Why You Need a Proxy Server for Web Scraping
When I first started web scraping, I quickly learned the hard way that websites don't like getting scraped. After just a few hours of running my script, I found myself staring at a 403 Forbidden error - my IP had been banned. That's when I discovered the power of proxy servers.
Proxy servers act as intermediaries between your scraper and target websites, masking your real IP address. This is crucial because:
- It prevents IP bans by rotating different IP addresses
- It allows access to geo-restricted content
- It helps distribute request load to avoid detection
Choosing the Right Proxy Server
Not all proxies are created equal. Through trial and error (and several failed scraping attempts), I've identified three main types suitable for web scraping:
Proxy Type | Best For | Cost |
---|
Datacenter Proxies | High-speed scraping | $ |
Residential Proxies | Avoiding detection | $$$ |
Mobile Proxies | Mobile-specific content | $$$$ |
My Personal Recommendation
For most scraping projects, I recommend starting with datacenter proxies - they offer the best balance of cost and performance. Residential proxies are better for sensitive targets but come at a premium price.
Step-by-Step Proxy Setup Guide
Here's the exact process I use to configure proxies for my scraping projects:
1. Acquire Proxy Credentials
First, you'll need to sign up with a proxy provider. Most services will give you credentials in this format:
{
'host': 'proxy.example.com',
'port': 8080,
'username': 'your_username',
'password': 'your_password'
}
2. Configure Your Scraper
Here's how to implement proxies in Python using the requests library:
import requests
proxies = {
'http': 'http://user:pass@proxy_ip:port',
'https': 'http://user:pass@proxy_ip:port'
}
response = requests.get('https://target-site.com', proxies=proxies)
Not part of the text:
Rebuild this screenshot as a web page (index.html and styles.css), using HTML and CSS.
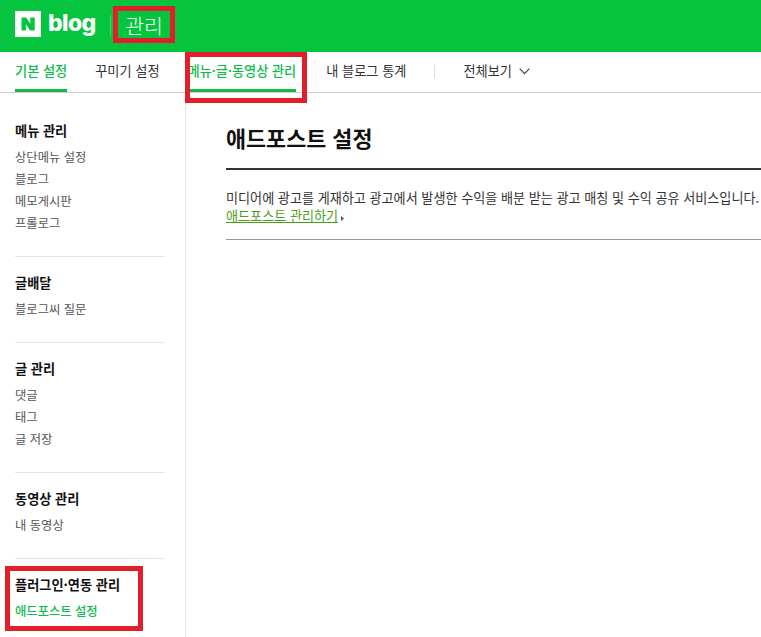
FILE: index.html
```html
<!DOCTYPE html>
<html lang="ko">
<head>
<meta charset="utf-8">
<title>관리</title>
<link rel="stylesheet" href="styles.css">
</head>
<body>
<header class="top">
  <div class="logo">
    <svg class="logo-n" viewBox="0 0 26 26" width="26" height="26"><rect width="26" height="26" fill="#fff"/><path d="M6.500 6.500h4.600l4.200 6.200V6.500h4.400v13h-4.600l-4.200-6.200v6.200H6.500z" fill="#05c53f"/></svg>
    <span class="logo-blog">blog</span>
  </div>
  <span class="top-sep"></span>
  <span class="top-title">관리</span>
</header>
<nav class="tabs">
  <a class="tab on">기본 설정</a>
  <a class="tab">꾸미기 설정</a>
  <a class="tab on tab-menu">메뉴·글·동영상 관리</a>
  <a class="tab tab-stat">내 블로그 통계</a>
  <span class="tab-sep"></span>
  <a class="tab tab-all">전체보기
    <svg class="chev" viewBox="0 0 11 7" width="11" height="7"><path d="M.7.700l4.800 5 4.800-5" fill="none" stroke="#444" stroke-width="1.200"/></svg>
  </a>
</nav>
<div class="body">
  <aside class="side">
    <section class="group g1">
      <h3>메뉴 관리</h3>
      <ul><li>상단메뉴 설정</li><li>블로그</li><li>메모게시판</li><li>프롤로그</li></ul>
    </section>
    <section class="group g2">
      <h3>글배달</h3>
      <ul><li>블로그씨 질문</li></ul>
    </section>
    <section class="group g3">
      <h3>글 관리</h3>
      <ul><li>댓글</li><li>태그</li><li>글 저장</li></ul>
    </section>
    <section class="group g4">
      <h3>동영상 관리</h3>
      <ul><li>내 동영상</li></ul>
    </section>
    <section class="group last">
      <h3>플러그인·연동 관리</h3>
      <ul><li class="cur">애드포스트 설정</li></ul>
    </section>
  </aside>
  <main class="main">
    <h2>애드포스트 설정</h2>
    <div class="desc">
      <p>미디어에 광고를 게재하고 광고에서 발생한 수익을 배분 받는 광고 매칭 및 수익 공유 서비스입니다.</p>
      <p class="more"><a>애드포스트 관리하기</a><svg class="tri" viewBox="0 0 3 5" width="3" height="5"><path d="M0 0l3 2.500L0 5z" fill="#555"/></svg></p>
    </div>
  </main>
</div>
<div class="mark m1"></div>
<div class="mark m2"></div>
<div class="mark m3"></div>
</body>
</html>
```

FILE: styles.css
```css
* { box-sizing: border-box; }
html, body { margin: 0; padding: 0; }
body {
  width: 761px;
  height: 637px;
  overflow: hidden;
  position: relative;
  background: #fff;
  font-family: "Noto Sans CJK KR", "Liberation Sans", sans-serif;
  color: #333;
}
.top {
  height: 52px;
  background: #05c53f;
  display: flex;
  align-items: center;
  padding: 0 0 4px 15px;
  color: #fff;
}
.logo { display: flex; align-items: center; gap: 7px; }
.logo-n { display: block; }
.logo-blog {
  font-family: "Inter", "Liberation Sans", sans-serif;
  font-weight: 800;
  font-size: 23px;
  letter-spacing: -0.6px;
  line-height: 26px;
  position: relative;
  top: -1px;
}
.top-sep { width: 1px; height: 21px; background: #3ad56a; margin: 2px 0 0 14px; }
.top-title { font-size: 20.500px; margin: 1px 0 0 14.500px; line-height: 26px; font-weight: 300; }
.tabs {
  height: 41px;
  border-bottom: 1px solid #ccc;
  display: flex;
  align-items: stretch;
  padding-left: 15px;
  font-size: 13.200px;
}
.tab {
  display: flex;
  align-items: center;
  gap: 7px;
  height: 40px;
  padding-bottom: 3px;
  margin-right: 28px;
  color: #333;
  white-space: nowrap;
}
.tab.on {
  color: #0cbd4c;
  font-weight: 500;
  border-bottom: 3px solid #17b74a;
  padding-bottom: 0;
}
.tab-menu { margin-right: 30px; }
.tab-stat { margin-right: 28px; }
.tab-sep { width: 1px; height: 13px; background: #ddd; margin: 13px 28px 0 0; }
.chev { margin-top: 2px; }
.body { display: flex; height: 545px; }
.side {
  width: 186px;
  border-right: 1px solid #e5e5e5;
  padding: 27px 20px 0 15px;
  flex: none;
}
.group { border-bottom: 1px solid #e5e5e5; }
.g1 { height: 137px; }
.g2 { height: 86px; }
.g3 { height: 130px; }
.g4 { height: 86px; }
.last { border-bottom: 0; }
.group h3 {
  margin: 0;
  font-size: 13.200px;
  line-height: 22px;
  font-weight: 700;
  color: #111;
}
.g2 h3, .g3 h3, .g4 h3, .last h3 { padding-top: 15px; }
.group ul { list-style: none; margin: 4px 0 0; padding: 0; }
.group li { font-size: 12.300px; line-height: 22px; color: #555; }
.group li.cur { color: #0cbd4c; font-weight: 500; }
.main { flex: 1; min-width: 0; padding: 29px 0 0 40px; overflow: hidden; }
.main h2 {
  margin: 0;
  font-size: 21.800px;
  line-height: 32px;
  font-weight: 700;
  color: #111;
  height: 48px;
  border-bottom: 2px solid #333;
  width: 560px;
}
.desc { width: 560px; height: 70px; border-bottom: 1px solid #999; padding-top: 19px; }
.desc p { margin: 0; font-size: 13.100px; line-height: 18px; color: #333; white-space: nowrap; }
.more a { color: #4b9e1c; text-decoration: underline; }
.tri { margin-left: 3px; }
.mark { position: absolute; border: 5px solid #e01f2b; }
.m1 { left: 113px; top: 6px; width: 62px; height: 37px; }
.m2 { left: 185px; top: 52px; width: 122px; height: 51px; }
.m3 { left: 5px; top: 566px; width: 138px; height: 65px; }
```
3. Implement Proxy Rotation
To avoid detection, rotate between different proxies. Here's a simple rotation mechanism:
import random
proxy_list = [
'http://proxy1:port',
'http://proxy2:port',
'http://proxy3:port'
]
current_proxy = random.choice(proxy_list)
Advanced Proxy Management Tips
After managing dozens of scraping projects, I've compiled these pro tips:
- Set request delays between 3-10 seconds to mimic human behavior
- Monitor proxy performance - remove slow or non-responsive proxies
- Use session persistence when dealing with login-required sites
- Implement automatic retries for failed requests
Common Pitfalls to Avoid
When I was starting out, I made these mistakes so you don't have to:
1. Using free proxies - they're slow, unreliable, and often blacklisted
2. Not testing proxies before deployment - always verify connectivity
3. Forgetting to handle CAPTCHAs - even with proxies, some sites will challenge you
Measuring Proxy Performance
To ensure your proxies are working effectively, track these metrics:
Metric | Ideal Value | My Project Average |
---|
Success Rate | >95% | 98.2% |
Response Time | <1s | 720ms |
Ban Rate | <1% | 0.3% |
Remember that these numbers will vary based on your specific use case and target websites.
Final Thoughts
Setting up proxies for web scraping might seem daunting at first, but it's actually quite straightforward once you understand the basics. The key is to start simple, monitor performance, and gradually implement more advanced techniques as needed.
From my experience, investing time in proper proxy setup pays off tremendously in the long run by preventing bans and ensuring consistent data collection. Happy scraping!